INFORMATION PROVIDED:
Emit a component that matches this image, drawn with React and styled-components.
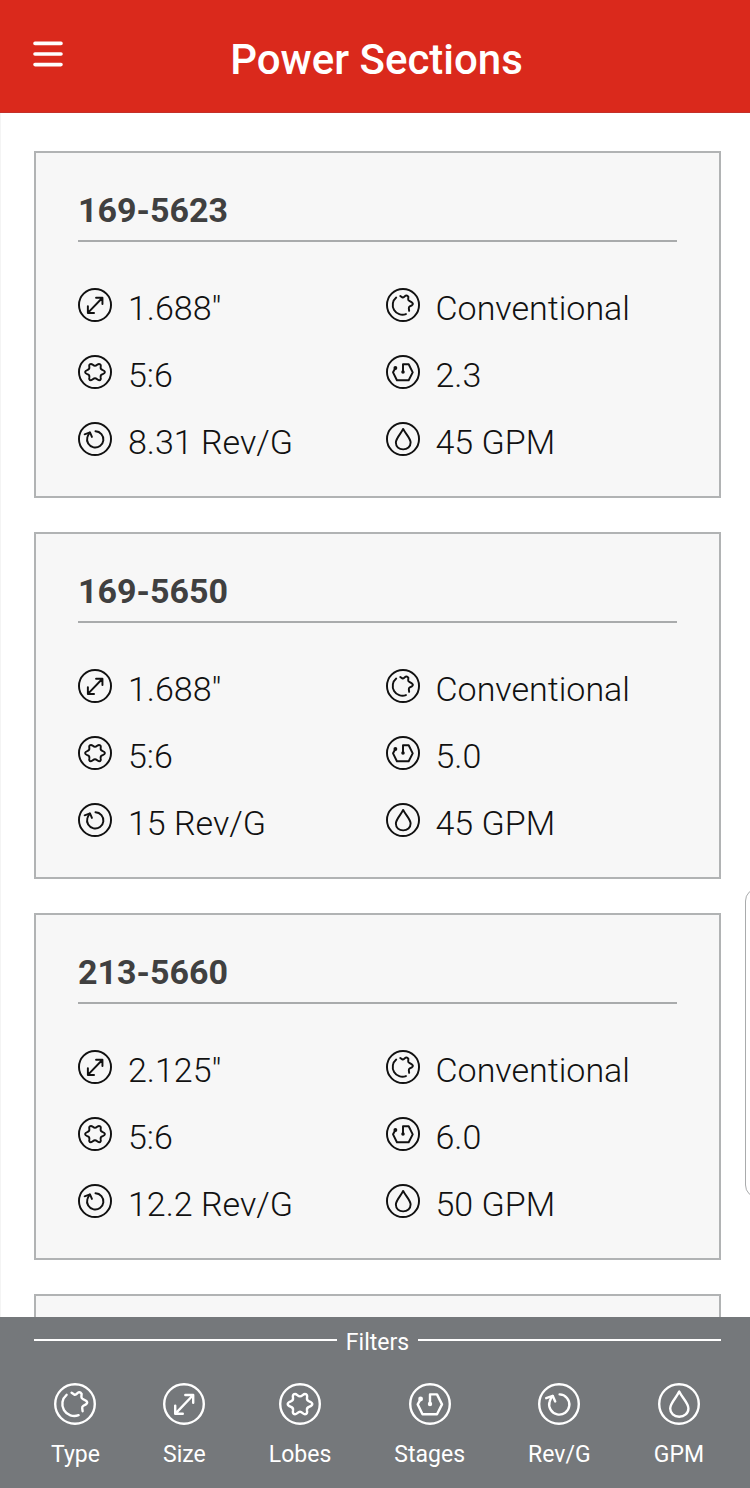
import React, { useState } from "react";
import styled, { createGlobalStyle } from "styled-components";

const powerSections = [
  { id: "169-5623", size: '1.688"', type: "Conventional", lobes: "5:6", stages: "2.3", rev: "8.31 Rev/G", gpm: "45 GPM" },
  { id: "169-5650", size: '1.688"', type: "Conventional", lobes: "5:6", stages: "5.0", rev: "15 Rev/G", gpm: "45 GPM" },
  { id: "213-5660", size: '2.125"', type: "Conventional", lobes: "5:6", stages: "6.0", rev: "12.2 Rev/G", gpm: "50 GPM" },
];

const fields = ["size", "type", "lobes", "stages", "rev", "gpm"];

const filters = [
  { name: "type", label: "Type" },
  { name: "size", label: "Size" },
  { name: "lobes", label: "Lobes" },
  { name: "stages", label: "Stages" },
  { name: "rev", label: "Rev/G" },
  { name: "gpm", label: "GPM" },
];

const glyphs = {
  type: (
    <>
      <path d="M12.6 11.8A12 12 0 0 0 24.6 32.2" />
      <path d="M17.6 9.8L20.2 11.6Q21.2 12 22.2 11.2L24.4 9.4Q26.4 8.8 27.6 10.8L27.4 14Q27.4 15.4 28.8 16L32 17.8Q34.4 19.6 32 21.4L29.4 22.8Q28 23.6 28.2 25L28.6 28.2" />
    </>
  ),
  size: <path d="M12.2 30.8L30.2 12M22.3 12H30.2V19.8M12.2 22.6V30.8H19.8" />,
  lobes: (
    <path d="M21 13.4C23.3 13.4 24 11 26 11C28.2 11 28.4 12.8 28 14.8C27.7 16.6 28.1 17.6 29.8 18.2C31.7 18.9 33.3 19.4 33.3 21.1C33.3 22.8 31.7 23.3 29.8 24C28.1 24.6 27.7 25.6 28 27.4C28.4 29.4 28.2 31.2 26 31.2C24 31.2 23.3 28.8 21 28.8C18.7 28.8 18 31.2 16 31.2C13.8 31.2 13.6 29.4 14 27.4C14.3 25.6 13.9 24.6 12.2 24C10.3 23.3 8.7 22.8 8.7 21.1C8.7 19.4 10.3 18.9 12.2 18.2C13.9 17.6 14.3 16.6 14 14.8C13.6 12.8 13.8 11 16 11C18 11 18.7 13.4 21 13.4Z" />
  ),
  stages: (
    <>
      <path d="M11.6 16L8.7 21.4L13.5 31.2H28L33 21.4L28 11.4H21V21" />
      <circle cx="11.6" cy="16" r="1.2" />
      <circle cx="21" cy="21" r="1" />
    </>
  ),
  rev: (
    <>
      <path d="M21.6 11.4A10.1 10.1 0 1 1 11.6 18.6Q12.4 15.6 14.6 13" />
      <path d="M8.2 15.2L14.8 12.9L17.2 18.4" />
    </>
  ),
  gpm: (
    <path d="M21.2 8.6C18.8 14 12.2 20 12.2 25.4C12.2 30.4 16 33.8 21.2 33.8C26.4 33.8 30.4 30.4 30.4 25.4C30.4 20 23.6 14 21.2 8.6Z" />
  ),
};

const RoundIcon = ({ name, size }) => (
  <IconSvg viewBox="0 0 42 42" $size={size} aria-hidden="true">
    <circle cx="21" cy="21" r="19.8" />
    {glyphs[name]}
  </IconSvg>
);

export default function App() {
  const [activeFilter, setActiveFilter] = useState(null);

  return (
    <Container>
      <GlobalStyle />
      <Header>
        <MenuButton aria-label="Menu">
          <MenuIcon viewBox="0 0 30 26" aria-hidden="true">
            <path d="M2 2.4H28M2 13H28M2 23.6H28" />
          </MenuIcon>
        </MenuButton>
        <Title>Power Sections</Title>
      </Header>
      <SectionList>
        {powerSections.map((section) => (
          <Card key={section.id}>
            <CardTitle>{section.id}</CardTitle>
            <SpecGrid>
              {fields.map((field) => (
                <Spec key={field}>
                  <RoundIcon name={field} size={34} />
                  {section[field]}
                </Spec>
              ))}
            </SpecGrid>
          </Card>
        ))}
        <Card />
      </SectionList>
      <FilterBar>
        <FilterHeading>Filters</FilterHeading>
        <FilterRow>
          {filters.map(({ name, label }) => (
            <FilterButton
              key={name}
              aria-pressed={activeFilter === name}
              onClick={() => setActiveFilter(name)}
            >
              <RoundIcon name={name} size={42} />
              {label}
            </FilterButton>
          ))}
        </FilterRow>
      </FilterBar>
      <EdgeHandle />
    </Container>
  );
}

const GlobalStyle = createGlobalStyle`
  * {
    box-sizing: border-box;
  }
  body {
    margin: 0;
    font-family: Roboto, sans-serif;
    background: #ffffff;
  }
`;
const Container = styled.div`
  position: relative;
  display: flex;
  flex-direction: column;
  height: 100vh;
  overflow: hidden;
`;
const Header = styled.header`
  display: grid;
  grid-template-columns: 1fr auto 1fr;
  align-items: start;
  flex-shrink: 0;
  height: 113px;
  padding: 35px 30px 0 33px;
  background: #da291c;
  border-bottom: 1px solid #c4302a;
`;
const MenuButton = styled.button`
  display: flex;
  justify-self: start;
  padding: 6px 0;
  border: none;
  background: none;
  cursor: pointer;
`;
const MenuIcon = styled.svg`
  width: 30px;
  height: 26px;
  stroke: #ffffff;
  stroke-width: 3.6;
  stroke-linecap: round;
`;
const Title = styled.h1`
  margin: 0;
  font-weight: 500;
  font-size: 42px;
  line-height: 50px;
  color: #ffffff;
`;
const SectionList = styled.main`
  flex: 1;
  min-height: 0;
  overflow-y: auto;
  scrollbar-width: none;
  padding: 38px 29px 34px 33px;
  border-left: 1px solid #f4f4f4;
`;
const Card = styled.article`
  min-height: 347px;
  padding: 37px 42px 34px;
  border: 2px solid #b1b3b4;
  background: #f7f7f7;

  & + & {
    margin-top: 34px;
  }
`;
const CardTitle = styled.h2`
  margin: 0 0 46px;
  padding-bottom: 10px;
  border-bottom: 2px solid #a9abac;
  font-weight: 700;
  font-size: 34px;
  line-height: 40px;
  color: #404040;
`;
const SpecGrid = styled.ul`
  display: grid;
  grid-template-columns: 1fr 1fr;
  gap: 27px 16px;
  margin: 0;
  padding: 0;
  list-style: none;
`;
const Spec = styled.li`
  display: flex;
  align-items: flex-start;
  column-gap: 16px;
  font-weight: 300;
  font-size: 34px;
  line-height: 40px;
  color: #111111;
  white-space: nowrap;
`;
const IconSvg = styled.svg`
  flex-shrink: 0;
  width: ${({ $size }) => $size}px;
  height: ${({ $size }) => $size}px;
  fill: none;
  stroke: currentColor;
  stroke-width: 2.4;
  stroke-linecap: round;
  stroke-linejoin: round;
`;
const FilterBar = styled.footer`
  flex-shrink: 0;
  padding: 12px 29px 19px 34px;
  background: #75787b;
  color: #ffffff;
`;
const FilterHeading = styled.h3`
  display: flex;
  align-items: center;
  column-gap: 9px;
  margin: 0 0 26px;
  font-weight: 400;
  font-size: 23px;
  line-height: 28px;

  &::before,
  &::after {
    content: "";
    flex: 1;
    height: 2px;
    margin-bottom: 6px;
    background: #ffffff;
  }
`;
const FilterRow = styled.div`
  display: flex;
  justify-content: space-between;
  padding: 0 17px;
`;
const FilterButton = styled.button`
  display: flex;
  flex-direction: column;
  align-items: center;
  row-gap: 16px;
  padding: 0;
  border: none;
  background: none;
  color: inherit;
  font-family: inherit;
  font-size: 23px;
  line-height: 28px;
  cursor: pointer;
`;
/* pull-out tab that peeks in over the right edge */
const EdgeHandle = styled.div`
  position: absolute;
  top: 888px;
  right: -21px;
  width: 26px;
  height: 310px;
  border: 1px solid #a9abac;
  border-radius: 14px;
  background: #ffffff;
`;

THE PROBLEM: Each line of the material above either contains the word "that" or does not; state how many do, and nothing else.

THE RESPONSE: 2